Column: Expect perils for pinstripes

The Yankees tossed some cash around this offseason. They signed a center fielder adept at getting on base and working the count. That same center fielder also throws like a drunk hair stylist with a torn rotator cuff. But truth be told, this isn’t why their season will end in frustration. The answer is pretty simple: Their starting pitching sucks.

Well, maybe it’s not that bad. They have about seven decent starters who will guide them through the regular season. Come October, this won’t matter. In the playoffs, history has shown it’s more important to have three great pitchers than seven good ones.

Take a look at recent years. The Sox had Pedro and Schilling. The Arizona Diamondbacks had Johnson and Schilling. Even those great Yankee teams had Roger Clemens, Andy Pettitte and a bullpen that still makes me cringe. Don’t get me wrong, it’s possible to win without elite pitching. It’s also possible for Johnny Damon to gun a runner out at home.

Randy Johnson used to be the epitome of nastiness. And even at age 42, he’s still one of the better pitchers in baseball. However, it’s pretty clear he’s in decline.

A pitcher’s earned-run average (ERA) can be misleading. This is because other factors like team defense and the stadium pitched at can affect it. Statistics are more indicative when they are context-independent. For pitchers, walks and strikeouts are two of the best. If a pitcher strikes out many and walks few, they’ll have success at any level of baseball.

Back in 2001, Randy Johnson struck out 13.4 hitters per nine innings while only walking 2.5. That’s Cy Young Award material. (Which is why he won it in the National League that year.) Since then, his K/9 ratio has dipped from 11.5 (2002) to 10.6 (2004) and 8.4 (2005). Furthermore, he allowed 32 home runs last year. That’s the most he’s ever allowed in his 18-year career.

Two things should worry every Yankee fan and delight every Sox fan. There’s a great chance he’ll decline again in 2006. There’s also a great chance he’ll retire after 2007, so he has no financial motivation. What’s funny is he’s easily the Yankees’ best starter. The closest one is over the hill, too.

Due to his great mechanics, 37-year-old Mike Mussina has long been one of the most reliable pitchers in the majors. Since the strike-shortened season in 1994, Mussina has pitched in 27 or more games each year. Plus, if he hadn’t been on so many mediocre Baltimore Oriole teams, he might be approaching 300 wins (and Hall of Fame consideration). However, like Johnson, Mussina has already seen his best days.

Back in 2001, Mussina walked a thrifty 1.6 batters per nine innings. Coupled with a solid K/9 of 8.4, he was one of the most efficient pitchers in baseball, allowing 27 fewer hits than innings pitched. That was five years ago.

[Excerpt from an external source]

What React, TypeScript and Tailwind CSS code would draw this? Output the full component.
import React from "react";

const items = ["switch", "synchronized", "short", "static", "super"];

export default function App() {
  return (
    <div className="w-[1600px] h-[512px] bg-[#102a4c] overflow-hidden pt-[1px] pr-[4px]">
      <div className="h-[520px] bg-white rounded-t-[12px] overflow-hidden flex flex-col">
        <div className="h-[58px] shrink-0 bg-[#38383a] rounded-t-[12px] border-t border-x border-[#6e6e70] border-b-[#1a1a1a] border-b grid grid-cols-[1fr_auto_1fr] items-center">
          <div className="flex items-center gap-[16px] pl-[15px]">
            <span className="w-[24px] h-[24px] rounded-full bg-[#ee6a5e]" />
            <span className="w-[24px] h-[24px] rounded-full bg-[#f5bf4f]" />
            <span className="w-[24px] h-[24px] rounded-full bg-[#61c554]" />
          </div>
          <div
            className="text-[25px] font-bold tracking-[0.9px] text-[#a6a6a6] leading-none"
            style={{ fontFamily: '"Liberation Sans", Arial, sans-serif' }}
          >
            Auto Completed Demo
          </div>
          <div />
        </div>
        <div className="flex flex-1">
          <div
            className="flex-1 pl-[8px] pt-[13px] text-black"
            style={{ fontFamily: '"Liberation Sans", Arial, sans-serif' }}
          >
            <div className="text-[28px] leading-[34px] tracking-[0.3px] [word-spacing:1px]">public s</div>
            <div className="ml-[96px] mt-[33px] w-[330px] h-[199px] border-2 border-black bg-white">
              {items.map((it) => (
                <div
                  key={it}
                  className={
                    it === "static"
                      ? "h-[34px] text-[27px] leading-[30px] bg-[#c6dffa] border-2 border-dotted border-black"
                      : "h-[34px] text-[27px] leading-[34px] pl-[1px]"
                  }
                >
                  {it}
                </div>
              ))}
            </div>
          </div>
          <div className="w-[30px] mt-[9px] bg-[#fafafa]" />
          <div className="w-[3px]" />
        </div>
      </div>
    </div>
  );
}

In 2004 and 2005, Mussina had worse BB/9 (2.1, 2.3) and K/9 (7.1 both years) ratios. He also allowed more hits than innings pitched (+13, +19). And even though it’s not the greatest stat, an ERA still means something. Mussina’s ERAs were 4.59 and 4.41. Not terrible, but nothing to be afraid of. So who is the Yankees’ postseason savior?

It’s definitely not “undefeated rookie sensation” Aaron Small (4.4 K/9). Not only is his stuff fluff, but he’s 34 years old. Carl Pavano (5.0)? Nope. Jaret Wright (4.8, 4.5 BB/9)? You crack me up. His only recent success was with esteemed pitching coach Leo Mazzone. Shawn Chacon (4.6, 3.4 after Coors Field) or Chien-Ming Wang (3.6)? Don’t kid yourself. Both are young enough to improve, but they’ll never be anything more than solid inning-eaters.

All the Yankees can do is do what they always do: trade for somebody. But can they? In the past, they were loaded with a Thanksgiving feast of tradeable assets. Notice how I said in the past. In its most recent evaluations, Baseball America ranked the Yankees as the seventh worst farm system in baseball.

The Yankees would have an all-galaxy team if the year was 2001. But it’s not. The year is 2006, and they have a team of mostly geriatric superstars. Rivera is 36, Posada is 34, Giambi is 35 and Sheffield is 37. In fact, pretty much everything about the Yankees is old. Their owner’s old, their manager’s old and their stadium’s old. Their center fielder’s not that old, but his best throw wouldn’t be cited as speeding in a school zone.

I’ll have to admit, I never thought I’d see the Yankees wade in mediocrity. As George Costanza once said, this is the kind of day that almost makes you feel good to be alive. While the Red Sox get younger (Josh Beckett [25], Jonathan Papelbon [25], Coco Crisp [26], Kevin Youkilis [27], Craig Hansen [22]), the Yankees get Bingo players. Now there’s a game they might be able to win.